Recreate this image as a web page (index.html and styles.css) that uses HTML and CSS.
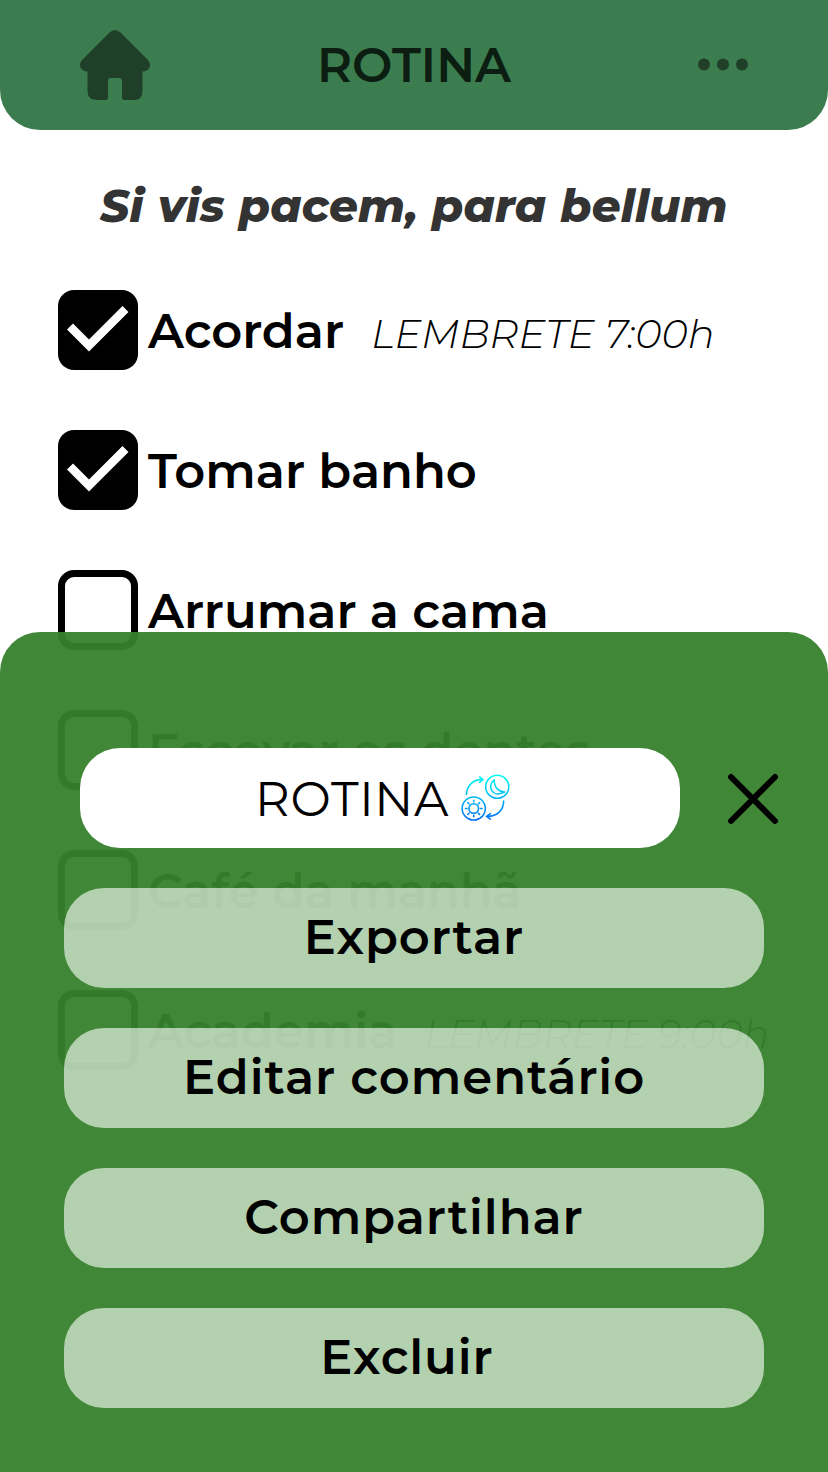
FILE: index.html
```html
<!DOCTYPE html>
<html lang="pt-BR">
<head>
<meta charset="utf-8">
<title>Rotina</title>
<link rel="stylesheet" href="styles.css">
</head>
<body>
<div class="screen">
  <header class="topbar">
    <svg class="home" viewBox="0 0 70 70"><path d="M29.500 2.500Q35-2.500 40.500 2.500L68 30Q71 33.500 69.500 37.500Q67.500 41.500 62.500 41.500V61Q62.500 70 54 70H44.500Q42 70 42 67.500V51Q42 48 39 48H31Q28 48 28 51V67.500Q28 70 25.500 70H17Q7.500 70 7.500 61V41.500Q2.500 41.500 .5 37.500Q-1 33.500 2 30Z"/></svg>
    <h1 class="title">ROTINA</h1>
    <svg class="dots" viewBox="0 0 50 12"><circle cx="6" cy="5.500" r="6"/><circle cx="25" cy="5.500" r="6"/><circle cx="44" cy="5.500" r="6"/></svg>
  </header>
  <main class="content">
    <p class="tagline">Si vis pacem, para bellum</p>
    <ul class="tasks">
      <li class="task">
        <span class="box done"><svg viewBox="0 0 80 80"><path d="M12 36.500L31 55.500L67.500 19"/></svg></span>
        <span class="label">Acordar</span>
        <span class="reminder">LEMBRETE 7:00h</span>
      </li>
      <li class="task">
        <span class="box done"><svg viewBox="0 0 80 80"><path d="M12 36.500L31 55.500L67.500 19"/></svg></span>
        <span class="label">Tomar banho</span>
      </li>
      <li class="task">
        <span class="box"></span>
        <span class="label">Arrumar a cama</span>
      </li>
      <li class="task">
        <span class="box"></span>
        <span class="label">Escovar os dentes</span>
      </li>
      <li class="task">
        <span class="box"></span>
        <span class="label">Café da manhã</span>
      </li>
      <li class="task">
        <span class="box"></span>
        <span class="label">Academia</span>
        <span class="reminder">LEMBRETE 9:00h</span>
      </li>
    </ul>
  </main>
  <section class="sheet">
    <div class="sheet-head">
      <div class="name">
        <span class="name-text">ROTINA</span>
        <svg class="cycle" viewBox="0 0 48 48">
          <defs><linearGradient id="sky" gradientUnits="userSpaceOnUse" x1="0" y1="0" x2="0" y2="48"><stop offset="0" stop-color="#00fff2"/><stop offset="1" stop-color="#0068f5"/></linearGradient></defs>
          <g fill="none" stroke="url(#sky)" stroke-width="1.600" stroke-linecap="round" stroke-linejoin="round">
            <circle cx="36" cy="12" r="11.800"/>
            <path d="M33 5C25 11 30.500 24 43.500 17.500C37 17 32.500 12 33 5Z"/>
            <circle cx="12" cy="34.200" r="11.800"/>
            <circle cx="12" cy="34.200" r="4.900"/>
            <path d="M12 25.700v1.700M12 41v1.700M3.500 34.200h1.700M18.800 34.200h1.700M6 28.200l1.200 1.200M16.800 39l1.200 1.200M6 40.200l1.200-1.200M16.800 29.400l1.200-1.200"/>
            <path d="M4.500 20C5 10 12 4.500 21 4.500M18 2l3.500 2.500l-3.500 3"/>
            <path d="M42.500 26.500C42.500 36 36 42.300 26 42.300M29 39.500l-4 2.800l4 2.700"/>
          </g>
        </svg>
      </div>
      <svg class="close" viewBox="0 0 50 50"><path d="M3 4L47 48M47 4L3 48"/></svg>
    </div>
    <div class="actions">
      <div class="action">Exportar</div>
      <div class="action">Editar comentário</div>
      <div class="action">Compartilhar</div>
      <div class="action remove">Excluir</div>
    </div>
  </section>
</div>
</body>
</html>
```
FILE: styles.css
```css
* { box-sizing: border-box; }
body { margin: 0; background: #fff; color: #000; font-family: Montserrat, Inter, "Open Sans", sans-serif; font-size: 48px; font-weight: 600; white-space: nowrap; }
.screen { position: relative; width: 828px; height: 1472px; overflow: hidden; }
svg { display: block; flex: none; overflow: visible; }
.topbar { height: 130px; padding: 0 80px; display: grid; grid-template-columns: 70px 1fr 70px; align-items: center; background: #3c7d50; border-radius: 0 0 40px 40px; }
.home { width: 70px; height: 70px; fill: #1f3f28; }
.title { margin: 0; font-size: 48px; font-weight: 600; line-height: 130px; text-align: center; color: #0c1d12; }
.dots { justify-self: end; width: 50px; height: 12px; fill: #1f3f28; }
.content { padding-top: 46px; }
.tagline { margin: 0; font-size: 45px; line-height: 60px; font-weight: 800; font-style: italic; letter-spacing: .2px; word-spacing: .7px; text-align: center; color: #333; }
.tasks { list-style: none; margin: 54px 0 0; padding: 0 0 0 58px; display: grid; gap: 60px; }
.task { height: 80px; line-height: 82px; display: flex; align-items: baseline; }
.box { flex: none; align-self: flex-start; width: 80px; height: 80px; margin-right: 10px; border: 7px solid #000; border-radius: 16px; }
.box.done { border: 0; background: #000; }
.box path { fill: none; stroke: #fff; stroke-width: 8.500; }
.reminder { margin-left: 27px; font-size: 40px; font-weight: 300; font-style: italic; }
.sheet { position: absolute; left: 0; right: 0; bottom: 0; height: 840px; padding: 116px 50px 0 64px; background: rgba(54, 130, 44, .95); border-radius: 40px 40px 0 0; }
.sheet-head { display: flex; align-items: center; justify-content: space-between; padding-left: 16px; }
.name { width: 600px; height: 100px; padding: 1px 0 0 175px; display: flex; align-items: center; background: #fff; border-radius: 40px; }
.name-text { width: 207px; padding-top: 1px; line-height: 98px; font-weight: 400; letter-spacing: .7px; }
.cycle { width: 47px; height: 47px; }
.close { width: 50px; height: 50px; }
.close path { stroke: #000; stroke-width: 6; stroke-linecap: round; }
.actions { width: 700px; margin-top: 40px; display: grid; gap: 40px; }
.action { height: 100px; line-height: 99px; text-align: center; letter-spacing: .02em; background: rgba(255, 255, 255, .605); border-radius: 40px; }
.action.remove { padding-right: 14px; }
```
• • •
• _Exercise description_
Transcribe the listing in full. Omit the pictures and keep every line exact.

• _Result of this exercise_
Recreate this image as a web page (index.html and styles.css) that uses HTML and CSS.
FILE: index.html
```html
<!DOCTYPE html>
<html lang="pt-BR">
<head>
<meta charset="utf-8">
<title>Rotina</title>
<link rel="stylesheet" href="styles.css">
</head>
<body>
<div class="screen">
  <header class="topbar">
    <svg class="home" viewBox="0 0 70 70"><path d="M29.500 2.500Q35-2.500 40.500 2.500L68 30Q71 33.500 69.500 37.500Q67.500 41.500 62.500 41.500V61Q62.500 70 54 70H44.500Q42 70 42 67.500V51Q42 48 39 48H31Q28 48 28 51V67.500Q28 70 25.500 70H17Q7.500 70 7.500 61V41.500Q2.500 41.500 .5 37.500Q-1 33.500 2 30Z"/></svg>
    <h1 class="title">ROTINA</h1>
    <svg class="dots" viewBox="0 0 50 12"><circle cx="6" cy="5.500" r="6"/><circle cx="25" cy="5.500" r="6"/><circle cx="44" cy="5.500" r="6"/></svg>
  </header>
  <main class="content">
    <p class="tagline">Si vis pacem, para bellum</p>
    <ul class="tasks">
      <li class="task">
        <span class="box done"><svg viewBox="0 0 80 80"><path d="M12 36.500L31 55.500L67.500 19"/></svg></span>
        <span class="label">Acordar</span>
        <span class="reminder">LEMBRETE 7:00h</span>
      </li>
      <li class="task">
        <span class="box done"><svg viewBox="0 0 80 80"><path d="M12 36.500L31 55.500L67.500 19"/></svg></span>
        <span class="label">Tomar banho</span>
      </li>
      <li class="task">
        <span class="box"></span>
        <span class="label">Arrumar a cama</span>
      </li>
      <li class="task">
        <span class="box"></span>
        <span class="label">Escovar os dentes</span>
      </li>
      <li class="task">
        <span class="box"></span>
        <span class="label">Café da manhã</span>
      </li>
      <li class="task">
        <span class="box"></span>
        <span class="label">Academia</span>
        <span class="reminder">LEMBRETE 9:00h</span>
      </li>
    </ul>
  </main>
  <section class="sheet">
    <div class="sheet-head">
      <div class="name">
        <span class="name-text">ROTINA</span>
        <svg class="cycle" viewBox="0 0 48 48">
          <defs><linearGradient id="sky" gradientUnits="userSpaceOnUse" x1="0" y1="0" x2="0" y2="48"><stop offset="0" stop-color="#00fff2"/><stop offset="1" stop-color="#0068f5"/></linearGradient></defs>
          <g fill="none" stroke="url(#sky)" stroke-width="1.600" stroke-linecap="round" stroke-linejoin="round">
            <circle cx="36" cy="12" r="11.800"/>
            <path d="M33 5C25 11 30.500 24 43.500 17.500C37 17 32.500 12 33 5Z"/>
            <circle cx="12" cy="34.200" r="11.800"/>
            <circle cx="12" cy="34.200" r="4.900"/>
            <path d="M12 25.700v1.700M12 41v1.700M3.500 34.200h1.700M18.800 34.200h1.700M6 28.200l1.200 1.200M16.800 39l1.200 1.200M6 40.200l1.200-1.200M16.800 29.400l1.200-1.200"/>
            <path d="M4.500 20C5 10 12 4.500 21 4.500M18 2l3.500 2.500l-3.500 3"/>
            <path d="M42.500 26.500C42.500 36 36 42.300 26 42.300M29 39.500l-4 2.800l4 2.700"/>
          </g>
        </svg>
      </div>
      <svg class="close" viewBox="0 0 50 50"><path d="M3 4L47 48M47 4L3 48"/></svg>
    </div>
    <div class="actions">
      <div class="action">Exportar</div>
      <div class="action">Editar comentário</div>
      <div class="action">Compartilhar</div>
      <div class="action remove">Excluir</div>
    </div>
  </section>
</div>
</body>
</html>
```
FILE: styles.css
```css
* { box-sizing: border-box; }
body { margin: 0; background: #fff; color: #000; font-family: Montserrat, Inter, "Open Sans", sans-serif; font-size: 48px; font-weight: 600; white-space: nowrap; }
.screen { position: relative; width: 828px; height: 1472px; overflow: hidden; }
svg { display: block; flex: none; overflow: visible; }
.topbar { height: 130px; padding: 0 80px; display: grid; grid-template-columns: 70px 1fr 70px; align-items: center; background: #3c7d50; border-radius: 0 0 40px 40px; }
.home { width: 70px; height: 70px; fill: #1f3f28; }
.title { margin: 0; font-size: 48px; font-weight: 600; line-height: 130px; text-align: center; color: #0c1d12; }
.dots { justify-self: end; width: 50px; height: 12px; fill: #1f3f28; }
.content { padding-top: 46px; }
.tagline { margin: 0; font-size: 45px; line-height: 60px; font-weight: 800; font-style: italic; letter-spacing: .2px; word-spacing: .7px; text-align: center; color: #333; }
.tasks { list-style: none; margin: 54px 0 0; padding: 0 0 0 58px; display: grid; gap: 60px; }
.task { height: 80px; line-height: 82px; display: flex; align-items: baseline; }
.box { flex: none; align-self: flex-start; width: 80px; height: 80px; margin-right: 10px; border: 7px solid #000; border-radius: 16px; }
.box.done { border: 0; background: #000; }
.box path { fill: none; stroke: #fff; stroke-width: 8.500; }
.reminder { margin-left: 27px; font-size: 40px; font-weight: 300; font-style: italic; }
.sheet { position: absolute; left: 0; right: 0; bottom: 0; height: 840px; padding: 116px 50px 0 64px; background: rgba(54, 130, 44, .95); border-radius: 40px 40px 0 0; }
.sheet-head { display: flex; align-items: center; justify-content: space-between; padding-left: 16px; }
.name { width: 600px; height: 100px; padding: 1px 0 0 175px; display: flex; align-items: center; background: #fff; border-radius: 40px; }
.name-text { width: 207px; padding-top: 1px; line-height: 98px; font-weight: 400; letter-spacing: .7px; }
.cycle { width: 47px; height: 47px; }
.close { width: 50px; height: 50px; }
.close path { stroke: #000; stroke-width: 6; stroke-linecap: round; }
.actions { width: 700px; margin-top: 40px; display: grid; gap: 40px; }
.action { height: 100px; line-height: 99px; text-align: center; letter-spacing: .02em; background: rgba(255, 255, 255, .605); border-radius: 40px; }
.action.remove { padding-right: 14px; }
```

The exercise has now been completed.